> _Task statement_:
What is needed is the run of lines from the one containing "What React, TypeScript" through the one containing "import React from", echoed exactly, with both ends kept and nothing added.

> _Task data_:
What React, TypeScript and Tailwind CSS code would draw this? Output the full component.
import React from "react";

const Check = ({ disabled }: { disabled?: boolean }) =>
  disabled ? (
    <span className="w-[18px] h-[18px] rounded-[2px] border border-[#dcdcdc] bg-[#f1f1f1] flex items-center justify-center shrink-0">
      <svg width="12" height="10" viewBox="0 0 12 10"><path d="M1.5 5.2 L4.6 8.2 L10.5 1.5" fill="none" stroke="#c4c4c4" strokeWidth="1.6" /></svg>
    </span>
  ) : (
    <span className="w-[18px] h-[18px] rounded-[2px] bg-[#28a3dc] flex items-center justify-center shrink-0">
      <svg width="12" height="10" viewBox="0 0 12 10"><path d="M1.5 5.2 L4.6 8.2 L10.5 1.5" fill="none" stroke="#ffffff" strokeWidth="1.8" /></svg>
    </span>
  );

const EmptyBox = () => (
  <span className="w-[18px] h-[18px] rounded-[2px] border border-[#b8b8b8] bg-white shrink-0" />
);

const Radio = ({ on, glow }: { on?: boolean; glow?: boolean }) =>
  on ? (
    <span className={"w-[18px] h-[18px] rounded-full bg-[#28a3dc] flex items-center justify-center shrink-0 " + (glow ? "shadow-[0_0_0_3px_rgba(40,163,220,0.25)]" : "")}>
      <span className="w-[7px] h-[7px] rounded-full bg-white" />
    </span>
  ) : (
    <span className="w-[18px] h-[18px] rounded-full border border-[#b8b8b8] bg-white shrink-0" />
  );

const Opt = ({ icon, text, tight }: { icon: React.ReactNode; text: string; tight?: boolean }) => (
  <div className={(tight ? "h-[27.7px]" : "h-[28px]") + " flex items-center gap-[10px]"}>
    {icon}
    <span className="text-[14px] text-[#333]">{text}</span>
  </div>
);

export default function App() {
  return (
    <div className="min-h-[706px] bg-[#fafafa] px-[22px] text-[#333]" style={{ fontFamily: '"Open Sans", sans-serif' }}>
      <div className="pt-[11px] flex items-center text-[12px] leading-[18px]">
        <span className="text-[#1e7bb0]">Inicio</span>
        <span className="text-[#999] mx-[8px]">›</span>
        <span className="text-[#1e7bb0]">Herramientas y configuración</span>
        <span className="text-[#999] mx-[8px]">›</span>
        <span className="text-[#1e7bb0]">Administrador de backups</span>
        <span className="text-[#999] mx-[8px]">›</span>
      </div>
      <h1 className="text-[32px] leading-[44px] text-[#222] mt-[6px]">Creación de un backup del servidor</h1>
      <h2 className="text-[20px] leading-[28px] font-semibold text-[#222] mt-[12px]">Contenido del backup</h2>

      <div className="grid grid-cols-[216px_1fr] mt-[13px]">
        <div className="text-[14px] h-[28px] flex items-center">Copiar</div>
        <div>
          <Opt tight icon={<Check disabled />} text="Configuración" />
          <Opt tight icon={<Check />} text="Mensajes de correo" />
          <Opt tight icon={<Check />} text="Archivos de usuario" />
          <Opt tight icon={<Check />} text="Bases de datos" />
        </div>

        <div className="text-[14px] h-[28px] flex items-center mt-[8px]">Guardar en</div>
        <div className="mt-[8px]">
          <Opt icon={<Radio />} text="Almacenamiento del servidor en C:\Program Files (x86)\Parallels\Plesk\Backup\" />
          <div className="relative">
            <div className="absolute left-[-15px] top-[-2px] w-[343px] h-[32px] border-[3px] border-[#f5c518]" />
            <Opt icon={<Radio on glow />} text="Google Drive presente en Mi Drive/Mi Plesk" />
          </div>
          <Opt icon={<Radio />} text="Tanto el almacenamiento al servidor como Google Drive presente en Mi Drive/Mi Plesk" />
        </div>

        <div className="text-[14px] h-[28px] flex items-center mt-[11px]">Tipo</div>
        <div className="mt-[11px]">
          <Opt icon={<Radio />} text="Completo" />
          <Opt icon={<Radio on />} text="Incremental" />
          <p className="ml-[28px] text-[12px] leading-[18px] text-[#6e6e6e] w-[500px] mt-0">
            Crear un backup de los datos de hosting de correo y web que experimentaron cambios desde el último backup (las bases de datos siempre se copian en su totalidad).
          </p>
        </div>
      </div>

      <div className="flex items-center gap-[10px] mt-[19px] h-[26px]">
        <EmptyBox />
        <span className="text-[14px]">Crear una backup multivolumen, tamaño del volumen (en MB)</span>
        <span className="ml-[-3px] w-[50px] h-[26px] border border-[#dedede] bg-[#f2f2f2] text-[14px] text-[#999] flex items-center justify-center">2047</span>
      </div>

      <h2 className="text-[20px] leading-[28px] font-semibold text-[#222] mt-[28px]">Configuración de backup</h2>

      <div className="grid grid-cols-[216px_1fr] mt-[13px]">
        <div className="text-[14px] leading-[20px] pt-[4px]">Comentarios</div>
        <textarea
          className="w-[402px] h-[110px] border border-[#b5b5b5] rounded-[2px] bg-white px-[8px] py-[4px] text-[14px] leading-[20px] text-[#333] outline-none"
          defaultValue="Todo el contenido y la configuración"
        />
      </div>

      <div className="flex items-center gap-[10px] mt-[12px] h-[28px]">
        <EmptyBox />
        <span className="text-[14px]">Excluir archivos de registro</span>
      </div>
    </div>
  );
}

* * *

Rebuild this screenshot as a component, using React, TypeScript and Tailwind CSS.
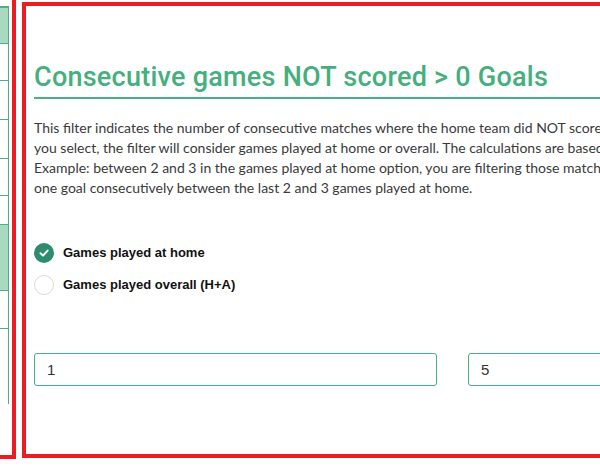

> _Response to this task_:
What React, TypeScript and Tailwind CSS code would draw this? Output the full component.
import React from "react";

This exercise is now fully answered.